I found this old barely begun blog recently, after receiving some kind of spooky email in Spanish that had a link to it. Strange unexpected things have been happening lately, in a good way, and I've been trying to pay attention and pull meaning out of these little oracles, just for the fun of it. The past has been reaching out to me, and I think I could have a lot to learn by letting it catch me and not pushing it away.
Something that is nice to remember, that seeing some old friends lately and listening to them has brought to the surface:
It's worth it to indulge big-hearted messy feelings and share them with people who want to know you.
I forget to make the effort to really be with people, to let myself know them and let them know me, and I let myself be a lot more sad than I need to be. But trying to allow life in has yielded so much fun lately:
Saw an old friend play the sweetest natured show ever, that reminded me how much potential there is to make things that are whole-hearted, uncompromised, and uncynical.
Auggie and I staying up until 2 am; he was making me laugh by telling me this story about seeing this transformation of the persona of Rickie Lee Jones.

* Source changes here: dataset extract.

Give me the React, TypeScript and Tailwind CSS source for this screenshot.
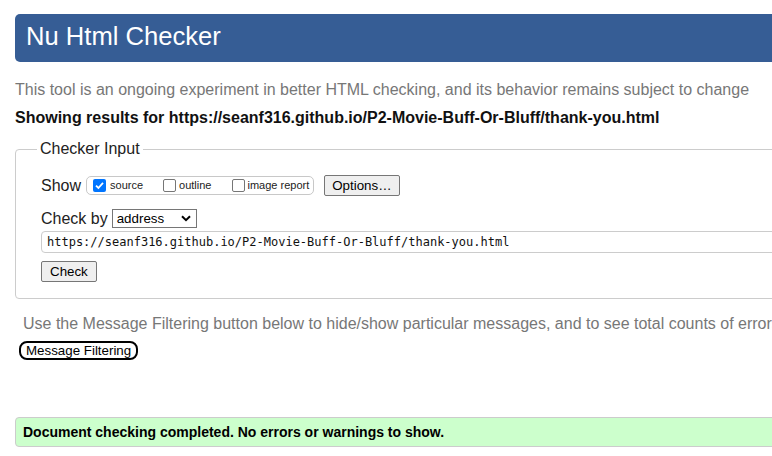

It was in a concert in San Diego this time that she played two shows in one day, where she apparently sipped through a bottle of whiskey through the whole afternoon show and was very pleasant and sweet, and then, wasted, heckled the audience through the whole evening.
Rob and I shoulder dancing to "Push It" in Tiga, lit by candlelight, when Nicole played it for us.
The funny magic of "Peanut Duck" catching on all the time.
Wonderfully surprised to meet on the street outside of Jam a band of old friends from Chico who are playing a show a mere block from my house. They met me with many big hugs and invitations, so great, so weird. This place is so much smaller than I understand.
It feels so good to know: that the many complications of life are a wealth, that I can dig into them and build upon them and cherish them for what they are and that will be my way through them.